Written task:
Write out the entire listing below exactly, with the pictures left out.

Dataset excerpt:

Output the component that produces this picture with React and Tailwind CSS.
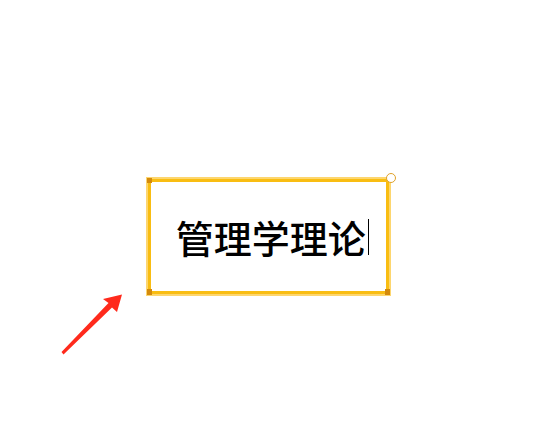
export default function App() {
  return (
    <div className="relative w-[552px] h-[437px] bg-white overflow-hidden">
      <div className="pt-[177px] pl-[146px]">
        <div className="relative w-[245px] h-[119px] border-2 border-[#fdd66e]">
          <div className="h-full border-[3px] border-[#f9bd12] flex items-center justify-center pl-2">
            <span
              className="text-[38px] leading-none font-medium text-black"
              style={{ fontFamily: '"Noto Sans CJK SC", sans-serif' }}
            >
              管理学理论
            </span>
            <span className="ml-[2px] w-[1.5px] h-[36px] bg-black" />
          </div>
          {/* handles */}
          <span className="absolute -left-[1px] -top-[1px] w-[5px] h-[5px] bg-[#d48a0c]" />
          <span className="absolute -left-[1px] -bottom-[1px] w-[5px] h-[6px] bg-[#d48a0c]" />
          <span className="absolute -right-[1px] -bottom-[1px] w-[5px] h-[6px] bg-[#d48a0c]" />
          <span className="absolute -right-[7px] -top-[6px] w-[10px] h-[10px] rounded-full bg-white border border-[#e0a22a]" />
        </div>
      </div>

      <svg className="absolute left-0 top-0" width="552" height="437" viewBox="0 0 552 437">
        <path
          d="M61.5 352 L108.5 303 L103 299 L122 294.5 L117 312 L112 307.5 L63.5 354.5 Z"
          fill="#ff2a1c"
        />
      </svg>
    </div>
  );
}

Written reply:
Output the component that produces this picture with React and Tailwind CSS.
export default function App() {
  return (
    <div className="relative w-[552px] h-[437px] bg-white overflow-hidden">
      <div className="pt-[177px] pl-[146px]">
        <div className="relative w-[245px] h-[119px] border-2 border-[#fdd66e]">
          <div className="h-full border-[3px] border-[#f9bd12] flex items-center justify-center pl-2">
            <span
              className="text-[38px] leading-none font-medium text-black"
              style={{ fontFamily: '"Noto Sans CJK SC", sans-serif' }}
            >
              管理学理论
            </span>
            <span className="ml-[2px] w-[1.5px] h-[36px] bg-black" />
          </div>
          {/* handles */}
          <span className="absolute -left-[1px] -top-[1px] w-[5px] h-[5px] bg-[#d48a0c]" />
          <span className="absolute -left-[1px] -bottom-[1px] w-[5px] h-[6px] bg-[#d48a0c]" />
          <span className="absolute -right-[1px] -bottom-[1px] w-[5px] h-[6px] bg-[#d48a0c]" />
          <span className="absolute -right-[7px] -top-[6px] w-[10px] h-[10px] rounded-full bg-white border border-[#e0a22a]" />
        </div>
      </div>

      <svg className="absolute left-0 top-0" width="552" height="437" viewBox="0 0 552 437">
        <path
          d="M61.5 352 L108.5 303 L103 299 L122 294.5 L117 312 L112 307.5 L63.5 354.5 Z"
          fill="#ff2a1c"
        />
      </svg>
    </div>
  );
}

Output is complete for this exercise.